When she was only fifteen years old, Clara Barton began to teach school. She taught well, too, for she understood girls and boys. It seemed as if she had found the work that she best liked to do. However, after eighteen years of teaching, her health necessitated her giving up this profession. Clara Barton did not know how to be idle, so she went to Washington and secured a position in the Patent Office.

When the Civil War broke out many wounded soldiers were brought to Washington. Clara Barton helped to care for these boys, some of whom were her former pupils from Massachusetts. She also sent out appeals for money and supplies.

As Miss Barton saw the wounded taken from the transports, she was extremely sorry for them because they did not have proper care. She felt that she must go to nurse the soldiers who were close to the battlefields. This was entirely against army regulations, but Miss Barton was very persistent. She was finally allowed to take her store of bandages and other supplies to the front, where they were most needed.

People used to ask Miss Barton if she had not always been brave.
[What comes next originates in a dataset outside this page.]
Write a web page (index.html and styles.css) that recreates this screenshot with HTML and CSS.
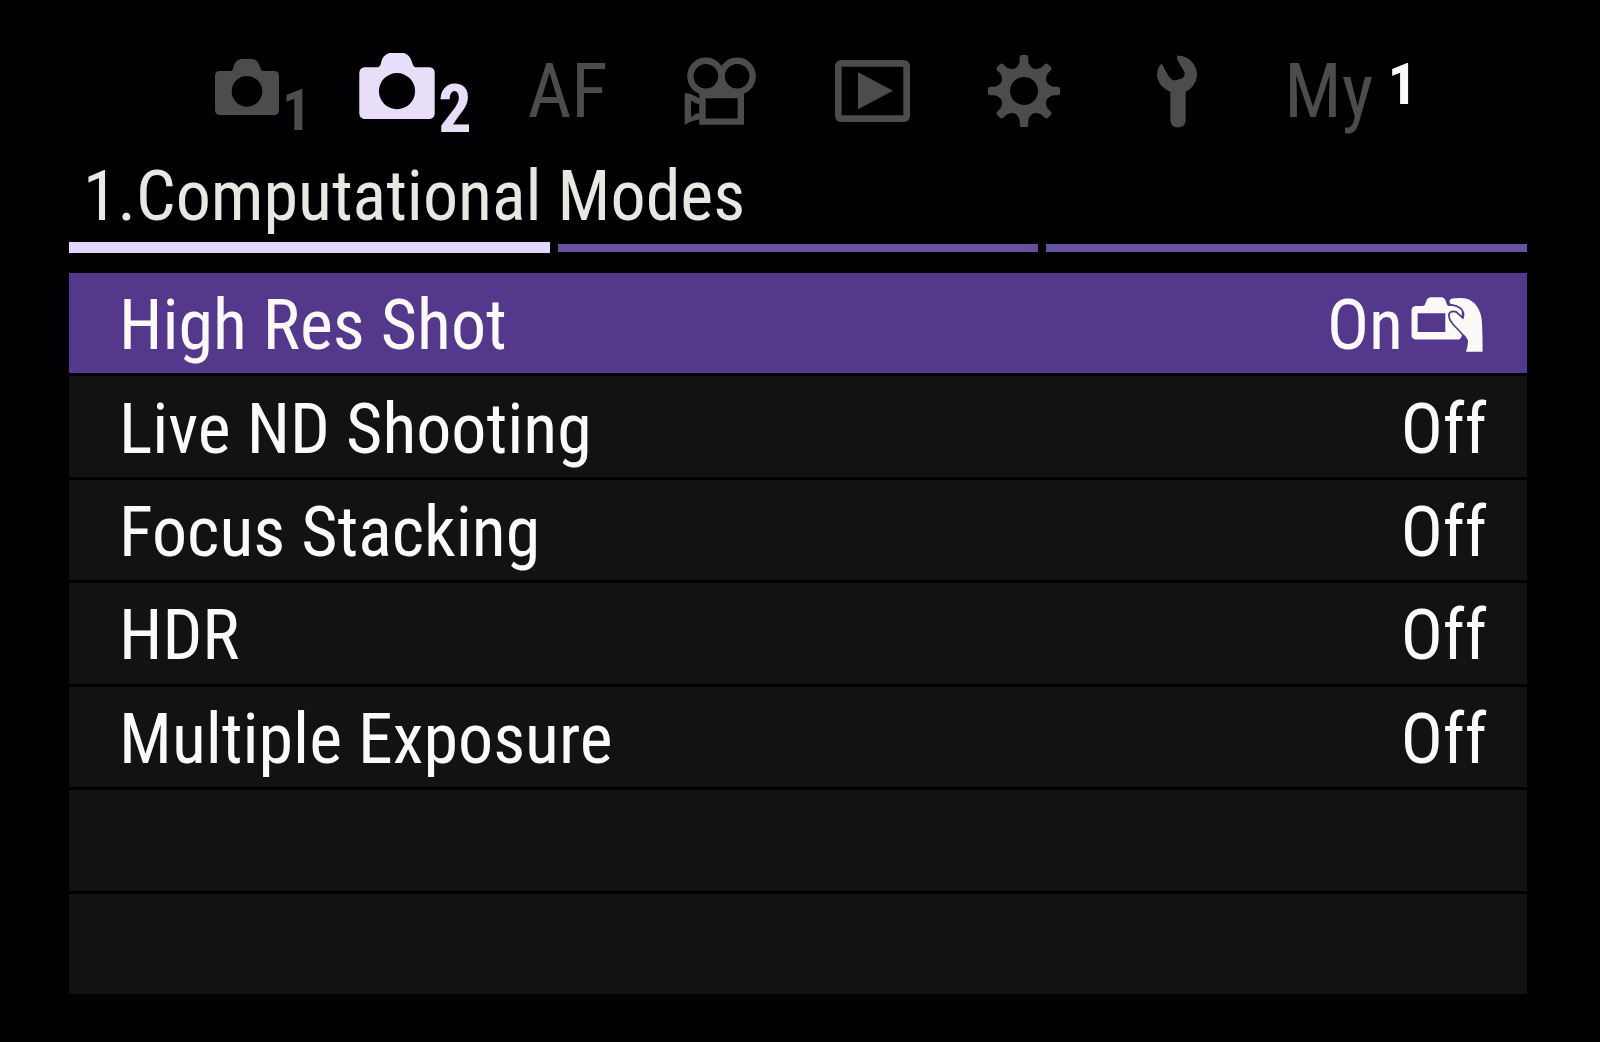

The woman who walked coolly through Fredericksburg when every street was a firing line answered, telling of her childhood: “I was a shrinking little bundle of fears—fears of thunder, fears of strange faces, fears of my strange self.” It was when the shy girl forgot herself in working for others that she forgot her fears.

Bravery and willingness to help others, however, would have been of little use to Clara Barton had she not been level headed. The ability to see what should be done next and to do it quickly and well were of equal value. It seemed as if Clara Barton worked magic, but her magic was only a mixture of common sense and a great pity for the suffering.